Project phasing was needed due to the separation of the proposed worksites "along the North and South Forks of Battle Creek and the potential for delays pending PG&E's resolution of access issues at its Inskip Diversion Dam facility." DFG found plaintiffs refused to allow access to facilitate planning, making any additional mitigation measures infeasible. DFG also found the Board was required to approve a water quality certification, and noted that PG&E needed to secure "all necessary access rights from the appropriate landowner(s)" as to each phase.*fn8

DFG issued a Notice of Determination (NOD) regarding the conditional funding approval, statement of overriding considerations, and phasing of the project.

On April 12, 2007, plaintiffs filed their second writ petition, and on September 26, 2008, the trial court consolidated their two petitions.

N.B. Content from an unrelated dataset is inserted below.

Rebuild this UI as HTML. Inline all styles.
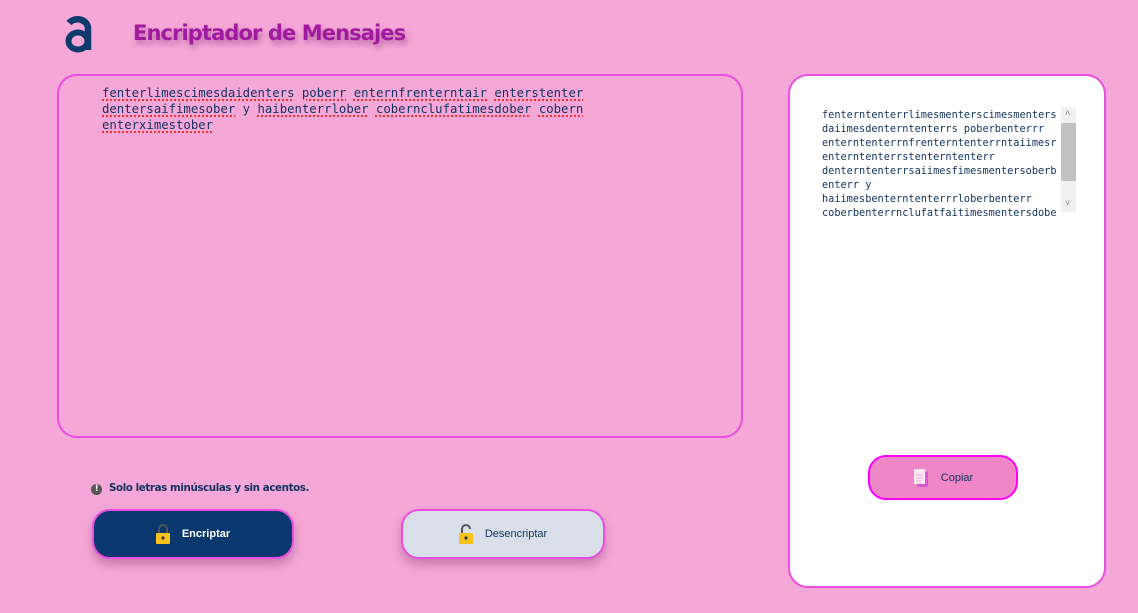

The trial court implicitly granted requests by the parties for judicial notice of documents evidencing two significant later events, as follows:

(1) On December 12, 2008, the Board issued a water quality certification, as required by the Federal Clean Water Act (33 U.S.C. § 1341(a)(1)) and adopted CEQA findings and a statement of overriding considerations. There were three "unavoidable significant adverse impacts" to plaintiffs based on construction activities, namely, visual impacts, noise impacts, and "short-term significant adverse recreational impacts (1-6 years)."*fn9

(2) On August 25, 2009, FERC issued an order amending the license for PG&E's hydroelectric facilities.

The trial court denied the consolidated writ petition, and plaintiffs timely filed this appeal.

DISCUSSION

I

CEQA Claims

A. Exhaustion of Remedies

The trial court first found CEQA claims against the Board were barred by plaintiff's failure to exhaust administrative remedies, specifically, that plaintiffs could have but did not seek Board review of the decision of the Executive Director to certify the EIR. The trial court also addressed all CEQA claims on the merits.

The parties initially buried their discussion of exhaustion deep within their voluminous briefs. We requested supplemental briefing on exhaustion, directing the parties to specific items of legislative history. However, we now find it more efficient to address all CEQA claims on the merits.*fn10

B. Designation of Lead Agency

Plaintiffs contend that DFG, not the Board, should have been designated as the lead agency. The trial court rejected this contention, finding the Board "is the State agency with the broadest jurisdiction over the Project" and also finding any error "did not preclude informed decision-making or informed public participation."*fn11

Plaintiffs concede the following: Because the project alters PG&E's hydropower facilities, a FERC license amendment is required. A FERC license amendment cannot be granted absent a water quality certification. The Board, not DFG, had the authority to issue the certification FERC required.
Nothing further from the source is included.